[Begin]

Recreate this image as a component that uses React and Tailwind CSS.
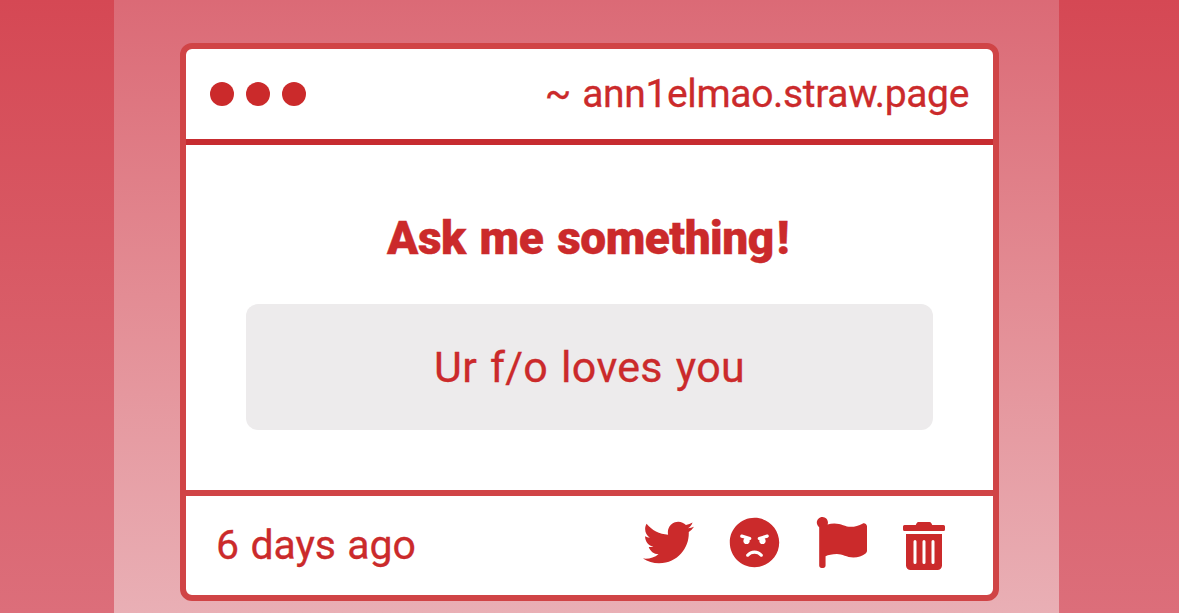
import { FaAngry, FaFlag, FaTrashAlt, FaTwitter } from "react-icons/fa";

export default function App() {
  return (
    <div className="h-[613px] w-full overflow-hidden bg-gradient-to-b from-[#d54854] to-[#dc6e7a] pr-[120px] pl-[114px] font-['Roboto',sans-serif] text-[#cb2a2b]">
      <div className="h-full bg-gradient-to-b from-[#db6a76] to-[#e9afb5] pt-[43px] pr-[60px] pl-[66px]">
        <div className="flex h-[558px] w-full flex-col overflow-hidden rounded-xl border-6 border-[#d04446] bg-white">
          {/* Title bar */}
          <div className="flex h-24 shrink-0 items-center justify-between border-b-6 border-[#c72c30] px-6">
            <div className="flex gap-3">
              <span className="size-6 rounded-full bg-[#cb2a2b]" />
              <span className="size-6 rounded-full bg-[#cb2a2b]" />
              <span className="size-6 rounded-full bg-[#cb2a2b]" />
            </div>
            <span className="text-[39px] leading-none tracking-[-0.35px] whitespace-nowrap [word-spacing:2px] [-webkit-text-stroke:0.3px]">
              ~ ann1elmao.straw.page
            </span>
          </div>

          {/* Question */}
          <div className="flex flex-1 flex-col items-center px-[60px] pt-[68px]">
            <h1 className="mr-[3px] text-[46px] leading-[50px] font-black tracking-[-0.5px] whitespace-nowrap [word-spacing:3px] [-webkit-text-stroke:0.4px]">
              Ask me something<span className="ml-[3px]">!</span>
            </h1>
            <div className="mt-[41px] flex h-[126px] w-full items-center justify-center rounded-xl bg-[#edebec]">
              <p className="text-[43px] leading-none tracking-[0.3px] whitespace-nowrap [word-spacing:2px] [-webkit-text-stroke:0.3px]">
                Ur f/o loves you
              </p>
            </div>
          </div>

          {/* Footer */}
          <div className="flex h-[105px] shrink-0 items-center justify-between border-t-6 border-[#d04446] pr-12 pl-[30px]">
            <span className="text-[41px] leading-none tracking-[-0.1px] whitespace-nowrap [word-spacing:1.5px] [-webkit-text-stroke:0.3px]">
              6 days ago
            </span>
            <div className="flex items-center">
              <FaTwitter className="mr-[35px] size-[51px] -translate-y-[3px]" />
              <FaAngry className="mr-9 size-[51px] -translate-y-[3px]" />
              <FaFlag className="mr-9 size-[51px] -translate-y-[3px]" />
              <FaTrashAlt className="h-12 w-[42px]" />
            </div>
          </div>
        </div>
      </div>
    </div>
  );
}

[End]

• [Given instruction]: Exactly as they appear, print the lines of the listing above from its first line through the line that contains "FaFlag, FaTrashAlt, FaTwitter", minus the pictures.

• [Final result]:
Recreate this image as a component that uses React and Tailwind CSS.
import { FaAngry, FaFlag, FaTrashAlt, FaTwitter } from "react-icons/fa";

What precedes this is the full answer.